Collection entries
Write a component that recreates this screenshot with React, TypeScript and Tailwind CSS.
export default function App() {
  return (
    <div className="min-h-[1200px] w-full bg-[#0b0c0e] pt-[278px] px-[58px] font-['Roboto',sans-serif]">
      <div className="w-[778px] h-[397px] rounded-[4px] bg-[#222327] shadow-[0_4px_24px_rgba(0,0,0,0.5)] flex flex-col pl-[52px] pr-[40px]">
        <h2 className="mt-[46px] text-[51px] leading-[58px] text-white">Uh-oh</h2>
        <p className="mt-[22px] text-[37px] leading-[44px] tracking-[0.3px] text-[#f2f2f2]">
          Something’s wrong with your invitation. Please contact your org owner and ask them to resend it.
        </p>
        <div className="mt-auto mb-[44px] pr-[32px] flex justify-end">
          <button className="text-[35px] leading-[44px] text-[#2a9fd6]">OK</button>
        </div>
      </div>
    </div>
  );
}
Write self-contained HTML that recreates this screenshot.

--

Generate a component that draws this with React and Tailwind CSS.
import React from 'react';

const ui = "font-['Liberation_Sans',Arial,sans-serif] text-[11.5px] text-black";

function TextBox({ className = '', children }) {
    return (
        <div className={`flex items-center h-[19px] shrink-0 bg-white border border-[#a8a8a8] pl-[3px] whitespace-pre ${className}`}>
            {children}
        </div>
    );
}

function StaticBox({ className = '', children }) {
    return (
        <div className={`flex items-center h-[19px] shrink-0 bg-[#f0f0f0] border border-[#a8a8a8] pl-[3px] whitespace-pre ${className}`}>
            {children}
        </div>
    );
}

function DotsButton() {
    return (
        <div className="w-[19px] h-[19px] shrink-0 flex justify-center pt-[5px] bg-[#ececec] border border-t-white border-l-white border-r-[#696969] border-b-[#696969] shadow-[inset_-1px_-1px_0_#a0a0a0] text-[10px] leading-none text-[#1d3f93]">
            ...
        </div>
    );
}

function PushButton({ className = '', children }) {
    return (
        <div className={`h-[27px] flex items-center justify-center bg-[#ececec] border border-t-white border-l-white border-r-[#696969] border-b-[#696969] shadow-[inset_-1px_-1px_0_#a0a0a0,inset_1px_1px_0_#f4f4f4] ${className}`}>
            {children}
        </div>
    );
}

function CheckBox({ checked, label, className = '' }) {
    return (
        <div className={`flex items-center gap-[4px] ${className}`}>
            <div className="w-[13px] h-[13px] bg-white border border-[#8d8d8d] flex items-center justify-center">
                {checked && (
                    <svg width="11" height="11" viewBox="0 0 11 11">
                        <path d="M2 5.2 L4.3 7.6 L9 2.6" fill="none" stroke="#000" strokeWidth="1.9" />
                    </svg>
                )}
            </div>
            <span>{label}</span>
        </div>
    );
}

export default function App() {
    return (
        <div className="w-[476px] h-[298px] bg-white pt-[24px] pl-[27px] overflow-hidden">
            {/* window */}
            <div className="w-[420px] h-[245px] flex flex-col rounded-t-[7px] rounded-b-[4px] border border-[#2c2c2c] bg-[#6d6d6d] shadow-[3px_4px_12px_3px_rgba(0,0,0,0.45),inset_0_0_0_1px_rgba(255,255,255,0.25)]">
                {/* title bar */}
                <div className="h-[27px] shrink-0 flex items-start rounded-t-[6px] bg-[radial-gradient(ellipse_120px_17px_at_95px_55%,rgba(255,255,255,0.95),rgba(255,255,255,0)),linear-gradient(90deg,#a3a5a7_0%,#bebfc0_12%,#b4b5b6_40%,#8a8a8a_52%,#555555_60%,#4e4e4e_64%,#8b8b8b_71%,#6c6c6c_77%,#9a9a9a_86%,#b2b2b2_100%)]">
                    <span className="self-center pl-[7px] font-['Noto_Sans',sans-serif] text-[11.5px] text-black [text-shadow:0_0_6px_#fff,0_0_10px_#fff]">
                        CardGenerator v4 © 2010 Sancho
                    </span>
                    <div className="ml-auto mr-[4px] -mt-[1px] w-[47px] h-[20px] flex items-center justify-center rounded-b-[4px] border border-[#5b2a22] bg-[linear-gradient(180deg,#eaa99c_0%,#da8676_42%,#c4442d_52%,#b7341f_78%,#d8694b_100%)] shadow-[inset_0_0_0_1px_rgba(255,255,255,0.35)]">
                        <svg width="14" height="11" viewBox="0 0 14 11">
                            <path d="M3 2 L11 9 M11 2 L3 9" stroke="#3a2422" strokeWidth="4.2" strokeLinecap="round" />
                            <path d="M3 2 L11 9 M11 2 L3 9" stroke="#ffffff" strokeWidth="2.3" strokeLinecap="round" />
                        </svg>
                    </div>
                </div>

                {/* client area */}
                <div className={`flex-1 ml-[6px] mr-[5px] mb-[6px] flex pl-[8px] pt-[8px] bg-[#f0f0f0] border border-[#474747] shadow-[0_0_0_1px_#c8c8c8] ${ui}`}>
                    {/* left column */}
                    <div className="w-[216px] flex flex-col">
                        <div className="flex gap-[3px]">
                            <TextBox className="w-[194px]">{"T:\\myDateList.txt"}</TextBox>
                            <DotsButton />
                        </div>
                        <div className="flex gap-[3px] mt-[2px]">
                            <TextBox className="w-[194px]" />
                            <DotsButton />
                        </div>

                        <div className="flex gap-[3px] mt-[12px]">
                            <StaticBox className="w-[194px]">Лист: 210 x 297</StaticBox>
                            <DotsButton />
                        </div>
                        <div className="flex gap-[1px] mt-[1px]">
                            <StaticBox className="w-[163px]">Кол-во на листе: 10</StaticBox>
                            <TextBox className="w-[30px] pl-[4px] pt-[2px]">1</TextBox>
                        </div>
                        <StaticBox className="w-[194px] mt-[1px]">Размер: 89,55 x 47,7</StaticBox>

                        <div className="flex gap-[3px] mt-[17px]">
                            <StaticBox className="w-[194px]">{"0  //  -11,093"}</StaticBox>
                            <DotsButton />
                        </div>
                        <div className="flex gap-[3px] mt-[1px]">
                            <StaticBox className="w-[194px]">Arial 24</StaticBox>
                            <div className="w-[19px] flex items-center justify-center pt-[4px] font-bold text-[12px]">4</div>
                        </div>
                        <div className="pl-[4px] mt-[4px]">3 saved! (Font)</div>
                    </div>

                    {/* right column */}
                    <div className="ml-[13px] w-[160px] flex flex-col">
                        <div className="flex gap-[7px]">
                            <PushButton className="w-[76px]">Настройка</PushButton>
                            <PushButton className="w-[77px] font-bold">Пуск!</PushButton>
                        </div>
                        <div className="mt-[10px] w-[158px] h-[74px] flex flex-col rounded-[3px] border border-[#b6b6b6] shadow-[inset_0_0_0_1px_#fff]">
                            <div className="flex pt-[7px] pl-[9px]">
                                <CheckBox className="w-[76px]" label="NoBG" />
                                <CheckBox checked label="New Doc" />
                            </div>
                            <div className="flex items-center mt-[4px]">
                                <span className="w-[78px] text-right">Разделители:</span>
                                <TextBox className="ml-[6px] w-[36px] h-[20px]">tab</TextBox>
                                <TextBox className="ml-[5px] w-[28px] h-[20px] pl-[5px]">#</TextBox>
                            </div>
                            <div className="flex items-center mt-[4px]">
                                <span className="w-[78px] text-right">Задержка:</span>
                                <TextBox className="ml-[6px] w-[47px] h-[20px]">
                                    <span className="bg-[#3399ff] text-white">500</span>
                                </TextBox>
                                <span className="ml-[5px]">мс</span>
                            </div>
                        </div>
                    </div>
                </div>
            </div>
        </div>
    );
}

> [Problem details]
Look through the material above. Copy each line where the word "Tailwind" appears.

> [Complete answer]
Write a component that recreates this screenshot with React, TypeScript and Tailwind CSS.
Generate a component that draws this with React and Tailwind CSS.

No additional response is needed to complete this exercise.